La mostra «Rubens: il potere della trasformazione», che il Kunsthistoriches Museum presenta dal 17 ottobre al 21 gennaio, conduce i visitatori nel vortice della sua creatività attraverso 127 dipinti, accanto a bozzetti a olio, disegni, stampe e sculture in bronzo e marmo, con 70 opere in prestito da musei come il Prado di Madrid, l’Ermitage di San Pietroburgo e la National Gallery of Art di Washington.

Stefan Weppelmann, direttore della galleria di pittura del museo e uno dei curatori della mostra, spiega che una delle principali idee alla base dell’esposizione è aiutare i visitatori a comprendere i processi creativi di Rubens accostando i suoi dipinti a quelli che lui conosceva, tra cui Tiziano e Caravaggio. Questo «miscuglio» di immaginazione e osservazione artistica viene preso in esame da diverse angolazioni nel catalogo in inglese (Hirmer Verlag). L’aspetto fondamentale del genio di Rubens era la sua abilità nel creare uno stile personale elaborando i processi di predecessori e contemporanei.

Prima ci fu la formazione classica nelle Fiandre, poi uno straordinario periodo di crescita in Italia (1600-08), dove inventò un personale mix di riferimenti alle opere classiche e ai pittori italiani, veneziani in particolare, rinascimentali e contemporanei. Studiò queste opere e pittori nella collezione Gonzaga di Mantova, nelle chiese e collezioni romane e nella collezione reale di Madrid. Al suo ritorno ad Anversa, giunse a una sintesi inimitabile di tutto questo materiale per creare uno stile espressivo fiammingo barocco. Un’altra delle sue principali qualità era, secondo Hans Vlieghe, esperto di Rubens e storico dell’arte fiamminga barocca, «senza dubbio la sua abilità per l’adattamento artistico».

Rubens aveva la capacità di soddisfare le richieste di qualsiasi mecenate, in qualsiasi campo, dalle serie di grandi arazzi e imponenti pale d’altare ai piccoli ritratti di donne borghesi oggi sconosciute e giovani studiosi da tempo dimenticati. Non era solo un gran dritto in società ma era capace di fare qualsiasi cosa.
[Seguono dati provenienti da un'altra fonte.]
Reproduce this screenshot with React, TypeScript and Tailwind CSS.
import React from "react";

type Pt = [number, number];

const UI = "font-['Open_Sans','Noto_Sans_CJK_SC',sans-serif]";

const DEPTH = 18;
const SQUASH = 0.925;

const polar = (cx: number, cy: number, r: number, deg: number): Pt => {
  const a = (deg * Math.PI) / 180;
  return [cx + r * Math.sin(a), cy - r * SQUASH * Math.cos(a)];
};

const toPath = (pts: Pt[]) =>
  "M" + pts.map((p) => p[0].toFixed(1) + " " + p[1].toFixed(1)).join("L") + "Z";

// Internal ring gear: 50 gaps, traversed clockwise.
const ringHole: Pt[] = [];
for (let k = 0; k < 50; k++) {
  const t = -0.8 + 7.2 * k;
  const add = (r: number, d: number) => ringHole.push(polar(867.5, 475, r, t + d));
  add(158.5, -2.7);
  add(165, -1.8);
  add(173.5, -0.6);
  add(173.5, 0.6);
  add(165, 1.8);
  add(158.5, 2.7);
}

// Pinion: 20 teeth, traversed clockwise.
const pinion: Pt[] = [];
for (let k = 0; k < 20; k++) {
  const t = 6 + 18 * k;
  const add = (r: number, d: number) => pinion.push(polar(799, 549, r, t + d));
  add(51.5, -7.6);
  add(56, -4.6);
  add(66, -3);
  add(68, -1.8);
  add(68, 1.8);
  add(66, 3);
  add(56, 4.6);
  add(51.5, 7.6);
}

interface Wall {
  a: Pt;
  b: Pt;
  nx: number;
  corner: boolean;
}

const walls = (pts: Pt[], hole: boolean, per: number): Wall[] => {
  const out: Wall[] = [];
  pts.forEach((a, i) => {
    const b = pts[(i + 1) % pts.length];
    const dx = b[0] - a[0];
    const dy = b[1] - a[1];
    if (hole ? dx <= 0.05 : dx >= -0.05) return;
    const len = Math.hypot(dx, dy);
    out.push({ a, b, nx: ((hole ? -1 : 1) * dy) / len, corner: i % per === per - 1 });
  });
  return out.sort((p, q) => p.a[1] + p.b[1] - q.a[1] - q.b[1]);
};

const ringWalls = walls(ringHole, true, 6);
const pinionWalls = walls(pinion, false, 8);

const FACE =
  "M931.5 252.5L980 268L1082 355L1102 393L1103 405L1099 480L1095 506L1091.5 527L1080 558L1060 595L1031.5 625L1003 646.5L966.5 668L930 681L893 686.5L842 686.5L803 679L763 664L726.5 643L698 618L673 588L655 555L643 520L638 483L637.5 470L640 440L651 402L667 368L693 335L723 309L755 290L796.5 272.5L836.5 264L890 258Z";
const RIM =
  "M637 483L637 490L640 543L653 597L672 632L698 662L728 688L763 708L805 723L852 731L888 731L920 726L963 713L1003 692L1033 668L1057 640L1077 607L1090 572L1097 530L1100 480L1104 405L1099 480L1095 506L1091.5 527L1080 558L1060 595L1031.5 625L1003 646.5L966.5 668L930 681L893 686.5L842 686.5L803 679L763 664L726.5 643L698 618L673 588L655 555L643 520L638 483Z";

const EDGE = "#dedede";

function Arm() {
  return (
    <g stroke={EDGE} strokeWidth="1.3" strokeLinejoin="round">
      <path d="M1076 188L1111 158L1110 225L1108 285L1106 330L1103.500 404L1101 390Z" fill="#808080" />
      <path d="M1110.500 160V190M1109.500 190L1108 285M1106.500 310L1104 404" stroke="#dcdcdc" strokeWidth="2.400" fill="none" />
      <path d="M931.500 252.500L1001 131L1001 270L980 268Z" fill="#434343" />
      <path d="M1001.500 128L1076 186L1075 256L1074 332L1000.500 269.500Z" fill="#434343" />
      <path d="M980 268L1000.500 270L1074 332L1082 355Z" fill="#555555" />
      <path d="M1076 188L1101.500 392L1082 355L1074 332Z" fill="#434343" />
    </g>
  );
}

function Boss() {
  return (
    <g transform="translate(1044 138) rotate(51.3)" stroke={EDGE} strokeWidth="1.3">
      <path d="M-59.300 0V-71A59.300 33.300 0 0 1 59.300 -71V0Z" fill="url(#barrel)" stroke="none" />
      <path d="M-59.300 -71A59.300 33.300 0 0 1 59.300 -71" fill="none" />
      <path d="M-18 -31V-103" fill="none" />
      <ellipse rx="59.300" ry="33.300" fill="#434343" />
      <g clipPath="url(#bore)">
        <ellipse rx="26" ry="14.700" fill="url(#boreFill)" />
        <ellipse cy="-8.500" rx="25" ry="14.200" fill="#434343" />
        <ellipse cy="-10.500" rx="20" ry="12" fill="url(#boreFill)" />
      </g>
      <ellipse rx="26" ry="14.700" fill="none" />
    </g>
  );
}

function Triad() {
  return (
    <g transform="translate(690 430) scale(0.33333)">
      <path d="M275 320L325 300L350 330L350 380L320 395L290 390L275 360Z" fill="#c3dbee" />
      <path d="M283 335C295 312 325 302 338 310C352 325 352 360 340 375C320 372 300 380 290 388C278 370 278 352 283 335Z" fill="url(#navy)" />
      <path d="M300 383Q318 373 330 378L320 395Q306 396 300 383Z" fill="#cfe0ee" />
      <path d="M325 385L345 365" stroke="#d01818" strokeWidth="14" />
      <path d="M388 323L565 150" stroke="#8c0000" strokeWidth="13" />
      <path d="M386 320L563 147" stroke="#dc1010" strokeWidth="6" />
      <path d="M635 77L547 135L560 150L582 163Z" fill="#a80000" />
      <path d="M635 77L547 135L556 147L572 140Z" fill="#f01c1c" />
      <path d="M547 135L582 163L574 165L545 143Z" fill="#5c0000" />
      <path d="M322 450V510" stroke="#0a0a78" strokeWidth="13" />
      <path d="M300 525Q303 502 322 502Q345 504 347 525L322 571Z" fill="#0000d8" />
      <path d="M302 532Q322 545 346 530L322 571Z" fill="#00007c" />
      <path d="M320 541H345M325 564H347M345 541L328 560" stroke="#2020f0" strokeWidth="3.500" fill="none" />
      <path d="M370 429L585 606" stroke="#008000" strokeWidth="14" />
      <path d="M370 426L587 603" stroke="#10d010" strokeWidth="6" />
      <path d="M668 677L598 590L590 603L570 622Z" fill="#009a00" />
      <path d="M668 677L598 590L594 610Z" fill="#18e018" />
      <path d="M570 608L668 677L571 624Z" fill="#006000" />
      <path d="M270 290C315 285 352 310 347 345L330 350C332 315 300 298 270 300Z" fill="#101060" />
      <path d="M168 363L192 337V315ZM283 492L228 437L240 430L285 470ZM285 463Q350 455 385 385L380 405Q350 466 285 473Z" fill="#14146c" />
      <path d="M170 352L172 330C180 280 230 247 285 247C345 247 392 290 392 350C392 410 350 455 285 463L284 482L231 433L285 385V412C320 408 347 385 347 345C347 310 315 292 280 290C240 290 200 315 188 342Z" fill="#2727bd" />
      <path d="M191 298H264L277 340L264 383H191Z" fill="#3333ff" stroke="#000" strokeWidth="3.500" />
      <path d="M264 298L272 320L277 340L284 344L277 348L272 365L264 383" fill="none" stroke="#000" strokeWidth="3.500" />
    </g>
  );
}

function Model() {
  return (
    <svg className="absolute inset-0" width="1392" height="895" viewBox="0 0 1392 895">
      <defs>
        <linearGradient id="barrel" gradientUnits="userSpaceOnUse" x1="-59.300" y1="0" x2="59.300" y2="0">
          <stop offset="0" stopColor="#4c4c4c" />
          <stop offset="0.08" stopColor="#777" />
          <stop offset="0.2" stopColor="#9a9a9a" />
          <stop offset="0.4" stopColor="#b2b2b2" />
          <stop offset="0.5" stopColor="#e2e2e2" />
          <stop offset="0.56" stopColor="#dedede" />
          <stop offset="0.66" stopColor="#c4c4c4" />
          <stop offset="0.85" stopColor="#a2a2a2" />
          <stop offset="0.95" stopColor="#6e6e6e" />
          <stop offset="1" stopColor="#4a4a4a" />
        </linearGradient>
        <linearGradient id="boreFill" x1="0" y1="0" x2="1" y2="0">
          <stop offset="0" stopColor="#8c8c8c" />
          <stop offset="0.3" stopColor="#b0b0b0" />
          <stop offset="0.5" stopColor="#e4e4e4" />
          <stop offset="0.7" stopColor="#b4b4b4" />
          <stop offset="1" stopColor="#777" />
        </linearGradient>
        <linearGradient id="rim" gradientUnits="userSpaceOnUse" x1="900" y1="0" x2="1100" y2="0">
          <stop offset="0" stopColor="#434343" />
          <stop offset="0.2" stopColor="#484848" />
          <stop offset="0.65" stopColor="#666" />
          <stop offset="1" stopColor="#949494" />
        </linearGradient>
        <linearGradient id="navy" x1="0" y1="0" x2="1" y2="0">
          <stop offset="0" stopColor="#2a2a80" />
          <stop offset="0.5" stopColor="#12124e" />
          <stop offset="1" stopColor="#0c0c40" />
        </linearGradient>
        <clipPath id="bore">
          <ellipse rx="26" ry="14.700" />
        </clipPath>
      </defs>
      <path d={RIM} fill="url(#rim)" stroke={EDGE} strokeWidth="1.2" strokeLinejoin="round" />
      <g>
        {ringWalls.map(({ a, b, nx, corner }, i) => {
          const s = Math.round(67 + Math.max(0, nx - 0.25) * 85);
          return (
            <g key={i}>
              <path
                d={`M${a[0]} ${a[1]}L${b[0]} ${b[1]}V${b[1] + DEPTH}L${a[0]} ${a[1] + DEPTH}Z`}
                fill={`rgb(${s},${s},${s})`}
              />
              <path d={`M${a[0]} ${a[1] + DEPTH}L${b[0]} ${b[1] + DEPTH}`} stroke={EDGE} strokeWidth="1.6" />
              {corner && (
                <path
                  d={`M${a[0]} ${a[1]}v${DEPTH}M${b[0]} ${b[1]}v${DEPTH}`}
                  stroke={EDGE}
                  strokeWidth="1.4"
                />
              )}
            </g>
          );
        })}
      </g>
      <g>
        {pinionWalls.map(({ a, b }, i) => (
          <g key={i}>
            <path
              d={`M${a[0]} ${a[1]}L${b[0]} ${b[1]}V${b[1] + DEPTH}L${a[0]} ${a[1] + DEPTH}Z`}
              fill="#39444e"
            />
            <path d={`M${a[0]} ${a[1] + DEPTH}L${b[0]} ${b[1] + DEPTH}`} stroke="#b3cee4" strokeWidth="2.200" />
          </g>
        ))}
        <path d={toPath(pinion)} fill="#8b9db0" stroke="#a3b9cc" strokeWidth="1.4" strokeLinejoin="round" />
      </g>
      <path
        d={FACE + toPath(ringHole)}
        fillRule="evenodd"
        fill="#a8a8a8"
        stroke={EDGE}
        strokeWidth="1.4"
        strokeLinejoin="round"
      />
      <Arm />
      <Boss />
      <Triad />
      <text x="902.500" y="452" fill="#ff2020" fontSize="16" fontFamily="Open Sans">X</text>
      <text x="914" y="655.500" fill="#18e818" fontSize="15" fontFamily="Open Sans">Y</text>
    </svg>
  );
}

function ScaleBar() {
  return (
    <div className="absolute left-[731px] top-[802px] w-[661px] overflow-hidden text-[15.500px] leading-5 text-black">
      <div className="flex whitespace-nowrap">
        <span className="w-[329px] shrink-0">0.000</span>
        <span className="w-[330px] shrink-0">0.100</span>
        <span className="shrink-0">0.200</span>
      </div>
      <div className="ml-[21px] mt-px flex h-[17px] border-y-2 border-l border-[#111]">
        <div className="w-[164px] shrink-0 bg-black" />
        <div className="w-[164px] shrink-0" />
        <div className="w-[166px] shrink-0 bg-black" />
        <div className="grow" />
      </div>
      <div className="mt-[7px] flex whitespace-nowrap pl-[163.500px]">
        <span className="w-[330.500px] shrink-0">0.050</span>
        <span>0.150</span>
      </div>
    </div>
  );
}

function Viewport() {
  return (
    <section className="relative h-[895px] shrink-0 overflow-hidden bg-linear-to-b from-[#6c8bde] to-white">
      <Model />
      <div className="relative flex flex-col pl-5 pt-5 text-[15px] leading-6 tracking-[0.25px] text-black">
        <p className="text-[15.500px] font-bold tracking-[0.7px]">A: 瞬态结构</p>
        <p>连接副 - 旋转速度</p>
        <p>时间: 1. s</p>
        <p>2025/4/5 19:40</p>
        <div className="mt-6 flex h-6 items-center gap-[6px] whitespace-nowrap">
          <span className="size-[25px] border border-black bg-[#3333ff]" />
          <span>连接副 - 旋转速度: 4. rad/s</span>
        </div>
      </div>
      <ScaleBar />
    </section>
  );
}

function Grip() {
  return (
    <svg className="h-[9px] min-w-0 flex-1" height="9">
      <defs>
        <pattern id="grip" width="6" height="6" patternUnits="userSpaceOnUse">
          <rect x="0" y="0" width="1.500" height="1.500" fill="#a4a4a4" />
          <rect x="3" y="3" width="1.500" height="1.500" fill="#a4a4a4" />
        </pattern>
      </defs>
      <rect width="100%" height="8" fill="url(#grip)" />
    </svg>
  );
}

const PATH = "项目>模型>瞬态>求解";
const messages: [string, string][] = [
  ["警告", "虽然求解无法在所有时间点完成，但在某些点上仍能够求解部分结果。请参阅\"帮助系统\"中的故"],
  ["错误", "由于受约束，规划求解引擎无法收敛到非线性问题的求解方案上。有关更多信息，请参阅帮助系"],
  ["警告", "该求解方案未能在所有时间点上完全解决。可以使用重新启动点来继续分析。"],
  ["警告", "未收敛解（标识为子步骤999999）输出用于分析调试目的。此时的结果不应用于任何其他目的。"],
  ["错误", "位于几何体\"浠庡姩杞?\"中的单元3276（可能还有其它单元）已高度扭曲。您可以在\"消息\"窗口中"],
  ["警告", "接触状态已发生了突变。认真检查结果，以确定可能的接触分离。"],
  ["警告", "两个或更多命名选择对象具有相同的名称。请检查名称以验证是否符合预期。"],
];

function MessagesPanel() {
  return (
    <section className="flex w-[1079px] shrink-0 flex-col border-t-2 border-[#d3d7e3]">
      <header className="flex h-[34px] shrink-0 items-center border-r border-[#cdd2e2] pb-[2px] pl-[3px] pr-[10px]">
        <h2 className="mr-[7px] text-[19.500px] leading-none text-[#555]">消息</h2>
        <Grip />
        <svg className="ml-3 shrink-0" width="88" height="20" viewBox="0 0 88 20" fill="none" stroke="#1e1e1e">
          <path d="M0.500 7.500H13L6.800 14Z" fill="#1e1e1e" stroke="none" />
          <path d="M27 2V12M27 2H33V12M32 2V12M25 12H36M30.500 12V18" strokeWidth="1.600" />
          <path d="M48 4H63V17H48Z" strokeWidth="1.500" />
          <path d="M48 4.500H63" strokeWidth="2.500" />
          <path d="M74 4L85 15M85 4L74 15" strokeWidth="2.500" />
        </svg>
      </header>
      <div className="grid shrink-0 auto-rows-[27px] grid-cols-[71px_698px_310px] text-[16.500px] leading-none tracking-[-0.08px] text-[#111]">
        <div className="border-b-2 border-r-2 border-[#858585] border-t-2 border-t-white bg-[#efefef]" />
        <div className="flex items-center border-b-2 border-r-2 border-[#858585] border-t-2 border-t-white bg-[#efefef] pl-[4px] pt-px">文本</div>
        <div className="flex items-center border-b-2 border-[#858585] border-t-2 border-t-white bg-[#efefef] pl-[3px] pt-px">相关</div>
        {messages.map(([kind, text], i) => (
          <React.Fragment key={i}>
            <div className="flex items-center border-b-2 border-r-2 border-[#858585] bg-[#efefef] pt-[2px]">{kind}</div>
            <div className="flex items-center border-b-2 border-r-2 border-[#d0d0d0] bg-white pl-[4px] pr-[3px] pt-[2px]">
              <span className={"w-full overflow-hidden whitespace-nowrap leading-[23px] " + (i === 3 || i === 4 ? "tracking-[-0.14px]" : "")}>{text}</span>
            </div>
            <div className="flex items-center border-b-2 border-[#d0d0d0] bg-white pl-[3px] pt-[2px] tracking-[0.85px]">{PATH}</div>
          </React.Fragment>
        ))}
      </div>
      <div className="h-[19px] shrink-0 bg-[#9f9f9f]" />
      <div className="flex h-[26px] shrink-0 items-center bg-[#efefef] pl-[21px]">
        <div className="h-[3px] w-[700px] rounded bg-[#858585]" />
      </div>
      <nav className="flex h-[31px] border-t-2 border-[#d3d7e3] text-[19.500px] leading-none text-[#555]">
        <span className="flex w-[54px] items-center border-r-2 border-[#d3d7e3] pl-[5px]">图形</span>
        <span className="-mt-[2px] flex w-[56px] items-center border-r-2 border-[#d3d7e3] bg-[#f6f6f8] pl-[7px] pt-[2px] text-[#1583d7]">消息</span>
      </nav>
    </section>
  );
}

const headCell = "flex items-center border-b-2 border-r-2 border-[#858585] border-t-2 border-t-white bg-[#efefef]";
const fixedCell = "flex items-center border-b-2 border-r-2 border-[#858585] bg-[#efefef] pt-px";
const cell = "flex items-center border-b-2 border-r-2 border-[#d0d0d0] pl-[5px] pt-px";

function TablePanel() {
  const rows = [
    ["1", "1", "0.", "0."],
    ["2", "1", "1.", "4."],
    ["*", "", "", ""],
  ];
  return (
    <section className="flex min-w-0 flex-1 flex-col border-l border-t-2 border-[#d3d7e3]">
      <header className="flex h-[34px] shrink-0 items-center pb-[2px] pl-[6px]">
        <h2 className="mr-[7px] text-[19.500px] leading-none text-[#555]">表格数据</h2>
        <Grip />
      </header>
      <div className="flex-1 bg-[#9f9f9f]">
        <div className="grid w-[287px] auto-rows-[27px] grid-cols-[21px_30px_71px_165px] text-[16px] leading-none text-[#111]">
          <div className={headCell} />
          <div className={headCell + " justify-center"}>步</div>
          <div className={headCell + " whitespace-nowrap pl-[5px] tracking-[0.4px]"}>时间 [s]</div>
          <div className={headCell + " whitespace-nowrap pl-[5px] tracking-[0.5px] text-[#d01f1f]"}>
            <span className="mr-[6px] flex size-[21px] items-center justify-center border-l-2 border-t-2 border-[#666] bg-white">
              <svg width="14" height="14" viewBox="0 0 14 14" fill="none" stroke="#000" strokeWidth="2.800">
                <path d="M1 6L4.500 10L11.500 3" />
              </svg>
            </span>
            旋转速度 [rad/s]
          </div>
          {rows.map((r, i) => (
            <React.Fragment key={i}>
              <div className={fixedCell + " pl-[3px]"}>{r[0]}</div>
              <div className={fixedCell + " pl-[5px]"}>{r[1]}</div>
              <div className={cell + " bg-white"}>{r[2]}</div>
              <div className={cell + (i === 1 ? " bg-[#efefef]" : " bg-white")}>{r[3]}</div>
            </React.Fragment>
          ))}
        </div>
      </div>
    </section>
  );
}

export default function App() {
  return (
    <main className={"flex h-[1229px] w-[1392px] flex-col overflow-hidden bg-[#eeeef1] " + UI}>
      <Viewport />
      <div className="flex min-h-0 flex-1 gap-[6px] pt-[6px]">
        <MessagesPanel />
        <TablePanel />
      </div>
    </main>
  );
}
Infine, non va dimenticato lo sviluppo di stili e soggetti unici: il modo di trattare colori e figure, la cornucopia di soggetti storici, mitologici, biblici e storico-ecclesiastici che gli valsero il titolo di «pictor doctus», la varietà dei mezzi espressivi in cui si cimentava e la resa tattile ed erotica della carne femminile (i suoi voluttuosi nudi femminili a grandezza reale danno una strigliata all’attuale tendenza della moda verso la taglia 36). Dopo la sua morte Rubens ispirò molti, ma nessuno lo eguagliò. Questa mostra offre un’opportunità unica per ammirare la sua opera straordinariamente innovativa.